How much more decision is turning a positive sign to 1 and a negative sign to 0, compared to removing the fractional part?

17. Jul 3, 2010

Hurkyl

Staff Emeritus
Hrm. If you were interested in computer programs that manipulate binary representations of numeric data, then why the heck didn't you say so, when I asked you what you meant by "solve"? :grumpy:

Incidentally, conditional assignment doesn't involve branching. I'm having trouble thinking of any situation where hacking together a decisional block via floating-point operations is both preferable to branching that I wouldn't expect to work even better with conditional assigns.

P.S. I suspect trying to bit twiddle floating-point data in registers to be inefficient.

18. Jul 3, 2010

Office_Shredder

Staff Emeritus
wolfram alpha suggested this one

$$e^{iarg(x)}$$

19. Jul 3, 2010

Staff: Mentor

I'm with Hurkyl on this - if your question was in the context of a computer implementation, why didn't you say so up front?

In terms of computer arithmetic operations, the expression above seems very inefficient.

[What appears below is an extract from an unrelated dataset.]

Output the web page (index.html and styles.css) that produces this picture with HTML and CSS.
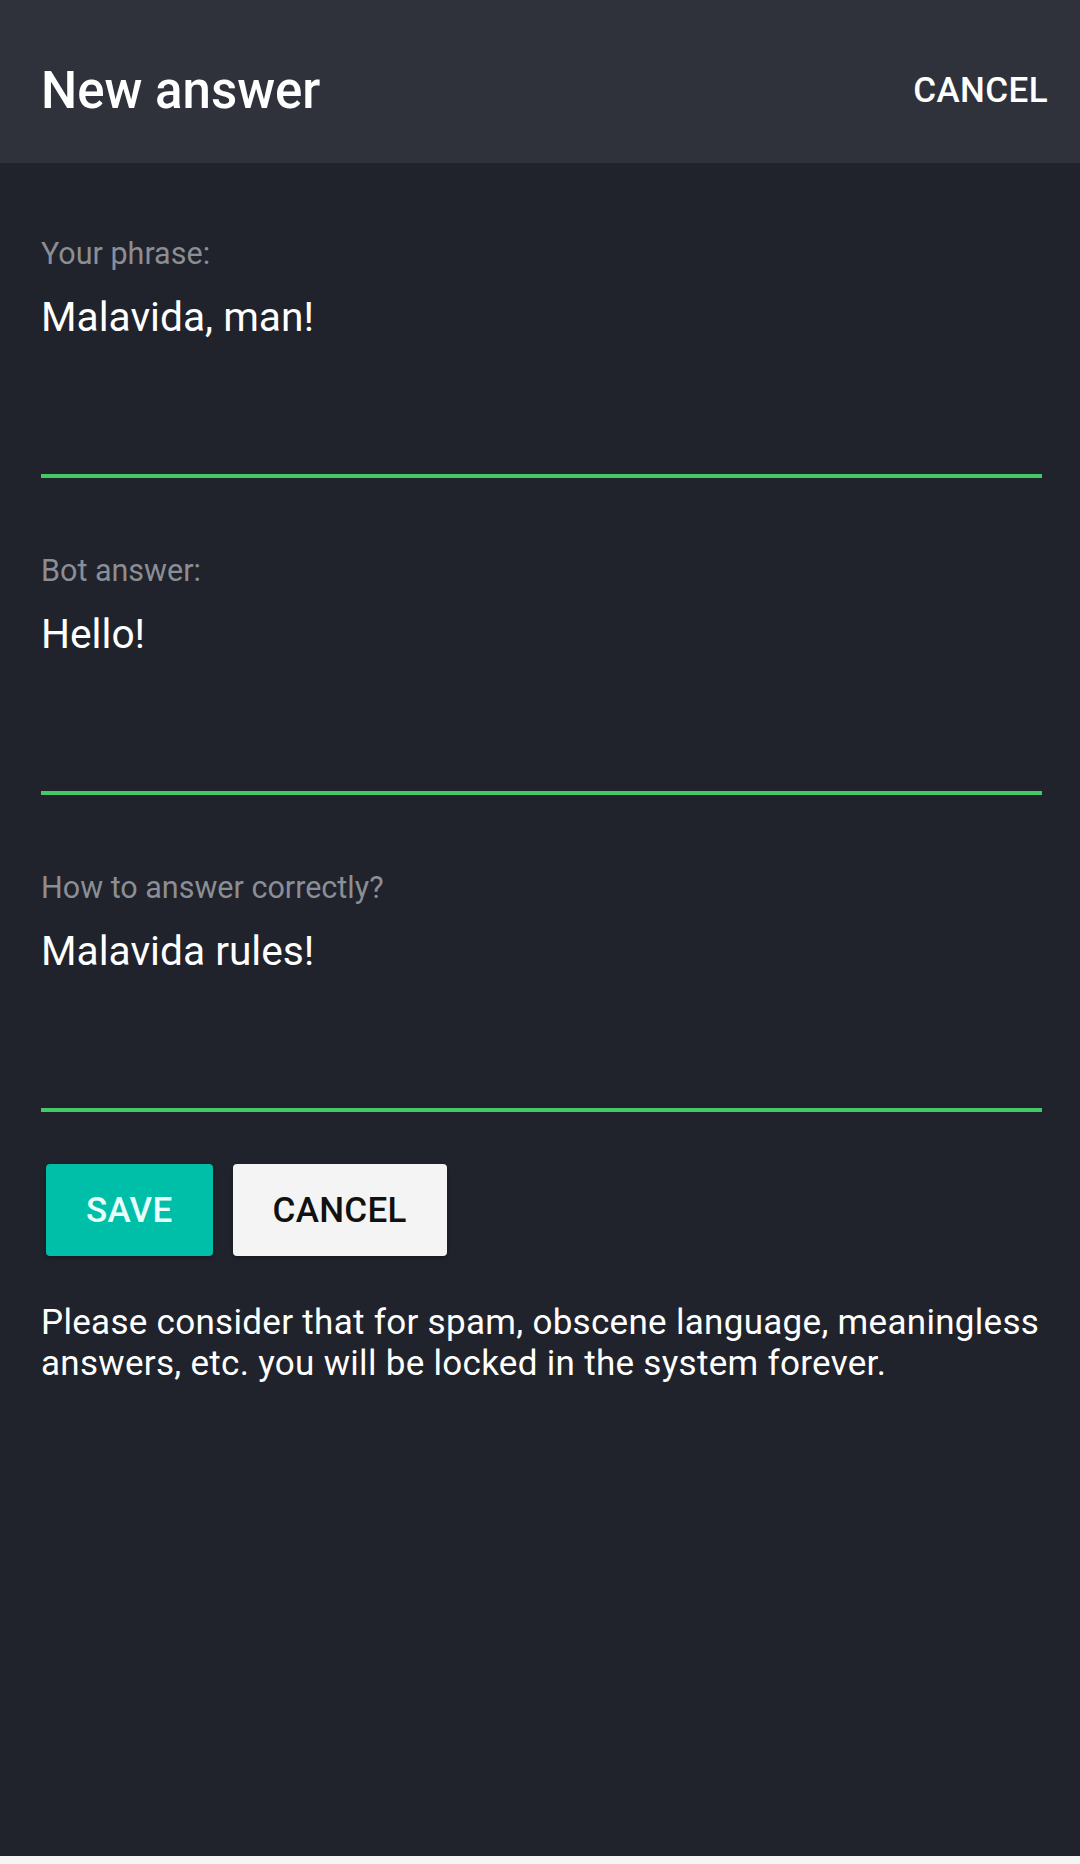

If you have a system that adheres to IEEE Standard for Floating Point Operations (IEEE 754), it's a simple matter of looking at the highest-order bit to determine the sign of the number. In the first term above you have two floating point additions, two calls to fabs, a floating point subtraction, a floating point division, and then a truncation. Then you have to do the same exact thing two more times. All of these operations take a number of clock cycles to complete. It might be the case that calculating the sign of a number via the expression above is slower than if-else logic, even considering cases where the else branch is taken, and the FP unit pipeline has to be restarted.

Last edited: Jul 4, 2010
20. Jul 3, 2010

D H

Staff Emeritus
You've just hidden the decision blocks inside this black box function trunc (which is loaded with decision blocks). In a very inefficient way, I might add.

What exactly is the point of this exercise? Is it homework?